V2: External scanner emits a PROPERTY_NAME token when it sees identifier followed by = (not :=). One generic property rule handles everything. The scanner does a simple 1-character lookahead past the identifier — trivial C code, massive architectural impact.

2. Parse Structure, Don't Validate

V1 validated property types at parse time: Caption only accepts strings, Editable only accepts booleans. No other tree-sitter grammar does this. It's the compiler/linter's job.

V2 accepts any Name = Expression ; as a property. Invalid values parse fine — semantic validation happens downstream.

3. Generic Preprocessor

V1: 63 specialized preprocessor rules (preproc_conditional_page_properties, preproc_conditional_actions, etc.) — each one a copy of the content rule wrapped in #if/#endif.

V2: 1 generic preproc_conditional rule + ~12 dedicated rules for genuinely complex split constructs (procedure headers split across branches, begin/end across branches, etc.).

4. begin/end Cannot Be Named

This is a fundamental tree-sitter limitation, not a grammar design issue. When begin/end are named nodes (by ANY mechanism — named rules, named alias, anonymous alias), the GLR parser's error recovery inserts MISSING tokens instead of backtracking to try preprocessor-split alternatives. The token type change is what triggers different error recovery behavior.

Remaining 7 Errors

All 7 files have cross-branch begin/end preprocessor patterns where begin is inside one #if branch and the matching end is elsewhere.
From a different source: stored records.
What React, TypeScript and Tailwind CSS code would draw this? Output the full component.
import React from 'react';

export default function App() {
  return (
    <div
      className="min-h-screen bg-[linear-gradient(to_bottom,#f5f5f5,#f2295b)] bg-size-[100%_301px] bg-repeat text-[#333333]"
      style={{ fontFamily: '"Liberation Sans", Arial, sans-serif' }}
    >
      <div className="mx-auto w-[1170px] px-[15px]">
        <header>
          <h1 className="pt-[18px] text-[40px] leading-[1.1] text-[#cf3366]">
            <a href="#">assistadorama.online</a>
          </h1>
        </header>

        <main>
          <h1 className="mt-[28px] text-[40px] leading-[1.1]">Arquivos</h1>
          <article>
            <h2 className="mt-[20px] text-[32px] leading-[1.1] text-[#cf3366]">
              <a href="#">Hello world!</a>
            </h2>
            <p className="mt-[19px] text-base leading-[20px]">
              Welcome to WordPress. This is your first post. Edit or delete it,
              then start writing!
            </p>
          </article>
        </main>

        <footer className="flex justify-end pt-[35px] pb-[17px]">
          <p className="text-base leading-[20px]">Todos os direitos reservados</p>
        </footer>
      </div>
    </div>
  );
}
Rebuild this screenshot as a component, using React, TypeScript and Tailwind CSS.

Same files fail in V1 (which has 7 additional failures V2 handles). Would require major scanner work — scanning ahead through entire #if blocks to match begin/end pairs.

What Made It Possible

Production file corpus: 15,358 real AL files from BC.History as the validation gate — far more comprehensive than handcrafted tests
Incremental validation: Parse corpus after each phase, see success rate climb
V1 as reference: Every AL construct had a working implementation to study
Scanner pattern: The PROPERTY_NAME token is a simple, elegant solution to the property/variable disambiguation that stumped V1 consolidation attempts
Aggressive simplification: Dropping per-property validation, flattening preprocessor rules, eliminating property category hierarchies — each decision removed hundreds of grammar rules

Downstream Impact

V2 changes parse tree structure. Two dependent repos need updates:

al-call-hierarchy (Rust) — 10 issues, 5 breaking (field renames, node removals, query restructuring)
al-perf (TypeScript) — 14 issues, all in indexer.ts (property nodes, formula nodes, trigger nodes)

Migration guides written for each repo.